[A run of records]
------------------------------
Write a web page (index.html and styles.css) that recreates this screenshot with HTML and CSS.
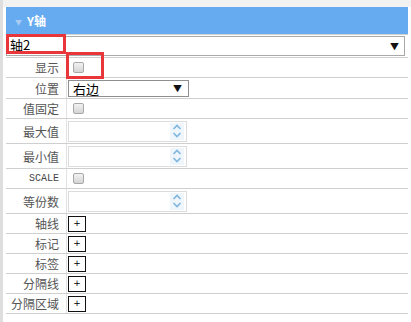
FILE: index.html
```html
<!DOCTYPE html>
<html lang="zh-CN">
<head>
    <meta charset="UTF-8">
    <title>Y轴</title>
    <link rel="stylesheet" href="styles.css">
</head>
<body>
<div class="page">
    <div class="panel">
        <div class="panel-head"><span class="caret">&#9660;</span>Y轴</div>

        <div class="axis-select">
            <span class="axis-name">轴2</span>
            <span class="arrow">&#9660;</span>
        </div>

        <div class="row">
            <div class="label">显示</div>
            <div class="value"><span class="check"></span></div>
        </div>
        <div class="row row-select">
            <div class="label">位置</div>
            <div class="value">
                <div class="select"><span>右边</span><span class="arrow">&#9660;</span></div>
            </div>
        </div>
        <div class="row">
            <div class="label">值固定</div>
            <div class="value"><span class="check"></span></div>
        </div>
        <div class="row row-tall">
            <div class="label">最大值</div>
            <div class="value"><div class="spinner"><span class="spin"><svg width="10" height="16" viewBox="0 0 10 16"><path d="M1.5 6 L5 2.5 L8.5 6 M1.5 10 L5 13.5 L8.5 10" fill="none" stroke="#7fb6df" stroke-width="1.6"/></svg></span></div></div>
        </div>
        <div class="row row-tall">
            <div class="label">最小值</div>
            <div class="value"><div class="spinner"><span class="spin"><svg width="10" height="16" viewBox="0 0 10 16"><path d="M1.5 6 L5 2.5 L8.5 6 M1.5 10 L5 13.5 L8.5 10" fill="none" stroke="#7fb6df" stroke-width="1.6"/></svg></span></div></div>
        </div>
        <div class="row">
            <div class="label mono">SCALE</div>
            <div class="value"><span class="check"></span></div>
        </div>
        <div class="row row-tall">
            <div class="label">等份数</div>
            <div class="value"><div class="spinner"><span class="spin"><svg width="10" height="16" viewBox="0 0 10 16"><path d="M1.5 6 L5 2.5 L8.5 6 M1.5 10 L5 13.5 L8.5 10" fill="none" stroke="#7fb6df" stroke-width="1.6"/></svg></span></div></div>
        </div>
        <div class="row">
            <div class="label">轴线</div>
            <div class="value"><span class="plus">+</span></div>
        </div>
        <div class="row">
            <div class="label">标记</div>
            <div class="value"><span class="plus">+</span></div>
        </div>
        <div class="row">
            <div class="label">标签</div>
            <div class="value"><span class="plus">+</span></div>
        </div>
        <div class="row">
            <div class="label">分隔线</div>
            <div class="value"><span class="plus">+</span></div>
        </div>
        <div class="row">
            <div class="label">分隔区域</div>
            <div class="value"><span class="plus">+</span></div>
        </div>
    </div>

    <!-- annotation boxes -->
    <div class="mark mark-name"></div>
    <div class="mark mark-show"></div>
</div>
</body>
</html>
```

FILE: styles.css
```css
body {
    margin: 0;
    background: #fff;
    font-family: "Noto Sans CJK SC", "Noto Sans", sans-serif;
    font-size: 12px;
    color: #333;
}
.page {
    position: relative;
    height: 322px;
    border-left: 3px solid #dedede;
    background: linear-gradient(#f2f2f2, #f2f2f2) no-repeat 0 0 / 100% 7px;
    padding: 7px 3px 0 3px;
    box-sizing: border-box;
}
.panel-head {
    height: 27px;
    background: #66aaf0;
    color: #fff;
    font-weight: bold;
    font-size: 12px;
    line-height: 27px;
    padding-left: 9px;
    border-bottom: 1px solid #d0d0d0;
}
.caret {
    font-size: 7px;
    color: #a9ccf2;
    margin-right: 5px;
    vertical-align: 1px;
}
.axis-select {
    display: flex;
    justify-content: space-between;
    align-items: center;
    height: 18px;
    margin: 1px 3px 1px 0;
    padding: 0 5px 0 3px;
    border: 1px solid #a9a9a9;
    font-size: 13px;
    color: #000;
}
.axis-name {
    line-height: 14px;
    margin-top: -3px;
}
.arrow {
    font-size: 9px;
    color: #111;
}
.row {
    display: grid;
    grid-template-columns: 61px 1fr;
    height: 20px;
    border-top: 1px solid #cfcfcf;
    box-sizing: border-box;
}
.row:last-child {
    border-bottom: 1px solid #cfcfcf;
    height: 21px;
}
.row-select {
    height: 21px;
}
.row-tall {
    height: 25px;
}
.label {
    padding-right: 7px;
    border-right: 1px solid #e2e2e2;
    display: flex;
    align-items: center;
    justify-content: flex-end;
    color: #555;
    font-size: 12px;
}
.mono {
    font-family: "Liberation Mono", "DejaVu Sans Mono", monospace;
    font-size: 10px;
    color: #444;
}
.value {
    display: flex;
    align-items: center;
    padding-left: 1px;
}
.check {
    display: inline-block;
    width: 9px;
    height: 9px;
    margin-left: 5px;
    border: 1px solid #a8a8a8;
    border-radius: 2px;
    background: linear-gradient(#f2f2f2, #d4d4d4);
}
.select {
    display: flex;
    justify-content: space-between;
    align-items: center;
    width: 109px;
    height: 15px;
    padding: 0 6px 0 4px;
    border: 1px solid #8f8f8f;
    font-size: 13px;
    color: #000;
}
.spinner {
    width: 117px;
    height: 19px;
    border: 1px solid #dcdcdc;
    display: flex;
    justify-content: flex-end;
    align-items: center;
}
.spin {
    display: flex;
    align-items: center;
    justify-content: center;
    width: 14px;
    height: 17px;
    margin-right: 2px;
    background: #eef5fb;
}
.plus {
    display: inline-block;
    width: 16px;
    height: 14px;
    border: 1px solid #111;
    text-align: center;
    line-height: 13px;
    font-size: 9px;
    color: #000;
    font-family: "DejaVu Sans", sans-serif;
}
.mark {
    position: absolute;
    border: 3px solid #e8363b;
}
.mark-name {
    left: 3px;
    top: 34px;
    width: 54px;
    height: 14px;
}
.mark-show {
    left: 63px;
    top: 52px;
    width: 32px;
    height: 21px;
}
```
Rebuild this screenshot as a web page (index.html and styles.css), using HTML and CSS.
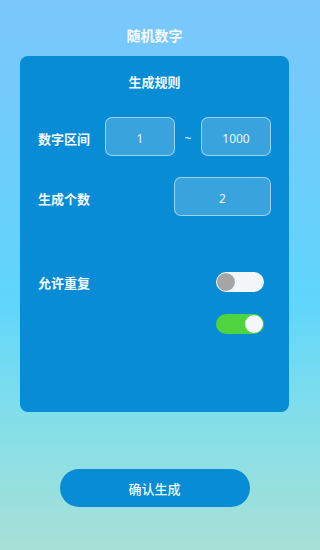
FILE: index.html
```html
<!DOCTYPE html>
<html lang="zh-CN">
<head>
<meta charset="utf-8">
<title>随机数字</title>
<link rel="stylesheet" href="styles.css">
</head>
<body>
<div class="page">
  <h1 class="title">随机数字</h1>
  <section class="card">
    <h2 class="card-title">生成规则</h2>
    <div class="row row-range">
      <span class="label">数字区间</span>
      <div class="range">
        <div class="field field-sm">1</div>
        <span class="tilde">~</span>
        <div class="field field-sm">1000</div>
      </div>
    </div>
    <div class="row row-count">
      <span class="label">生成个数</span>
      <div class="field field-md">2</div>
    </div>
    <div class="row row-toggle row-repeat">
      <span class="label">允许重复</span>
      <span class="switch"><span class="knob"></span></span>
    </div>
    <div class="row row-toggle row-second">
      <span class="label"></span>
      <span class="switch switch-on"><span class="knob"></span></span>
    </div>
  </section>
  <button class="confirm" type="button">确认生成</button>
</div>
</body>
</html>
```

FILE: styles.css
```css
html, body {
  margin: 0;
  padding: 0;
}
body {
  width: 309px;
  height: 550px;
  overflow: hidden;
  background: linear-gradient(180deg, #7cc7fb 0%, #6dcefb 30%, #5fd6fc 55%, #86dfe8 78%, #a8e0d6 100%);
  font-family: "Noto Sans CJK SC", "Noto Sans", sans-serif;
  color: #ffffff;
}
.page {
  display: flex;
  flex-direction: column;
  align-items: center;
  padding-top: 26px;
}
.title {
  margin: 0;
  font-size: 14px;
  line-height: 18px;
  font-weight: 700;
  color: #f4fbff;
}
.card {
  box-sizing: border-box;
  width: 269px;
  height: 356px;
  margin-top: 12px;
  background: #088cd5;
  border-radius: 8px;
  padding: 17px 18px 0 18px;
  display: flex;
  flex-direction: column;
}
.card-title {
  margin: 0;
  text-align: center;
  font-size: 13px;
  line-height: 18px;
  font-weight: 700;
  color: #f2f9fd;
}
.row {
  display: flex;
  align-items: center;
  justify-content: space-between;
}
.label {
  font-size: 13px;
  font-weight: 700;
  line-height: 18px;
  color: #f4fafe;
  padding-top: 5px;
}
.row-range {
  margin-top: 26px;
  height: 39px;
}
.row-count {
  margin-top: 21px;
  height: 39px;
}
.range {
  display: flex;
  align-items: center;
}
.tilde {
  width: 26px;
  text-align: center;
  font-family: "Noto Sans", sans-serif;
  font-size: 12px;
  color: #e6f3fb;
  padding-top: 4px;
}
.field {
  box-sizing: border-box;
  height: 39px;
  border: 1px solid rgba(255, 255, 255, 0.5);
  background: rgba(255, 255, 255, 0.2);
  border-radius: 7px;
  display: flex;
  align-items: center;
  justify-content: center;
  padding-top: 4px;
  font-family: "Noto Sans", sans-serif;
  font-size: 12px;
  color: #eaf5fc;
}
.field-sm {
  width: 70px;
}
.field-md {
  width: 97px;
}
.row-toggle {
  height: 20px;
  padding-right: 7px;
}
.row-toggle .label {
  padding-top: 1px;
}
.row-repeat {
  margin-top: 56px;
}
.row-second {
  margin-top: 22px;
}
.switch {
  position: relative;
  box-sizing: border-box;
  width: 48px;
  height: 20px;
  border-radius: 10px;
  background: #f3f6f9;
  display: flex;
  align-items: center;
  padding: 0 1px;
}
.knob {
  width: 18px;
  height: 18px;
  border-radius: 50%;
  background: #a5a5a5;
}
.switch-on {
  background: #4fd43f;
  justify-content: flex-end;
}
.switch-on .knob {
  background: #f5f8fb;
}
.confirm {
  margin-top: 57px;
  width: 190px;
  height: 38px;
  border: none;
  border-radius: 19px;
  background: #088cd5;
  color: #f4fafe;
  font-family: "Noto Sans CJK SC", "Noto Sans", sans-serif;
  font-size: 13px;
  font-weight: 500;
  padding: 0;
}
```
------------------------------
| Given task |
Copy every line above that includes the string "index".

| Right answer |
Write a web page (index.html and styles.css) that recreates this screenshot with HTML and CSS.
FILE: index.html
Rebuild this screenshot as a web page (index.html and styles.css), using HTML and CSS.
FILE: index.html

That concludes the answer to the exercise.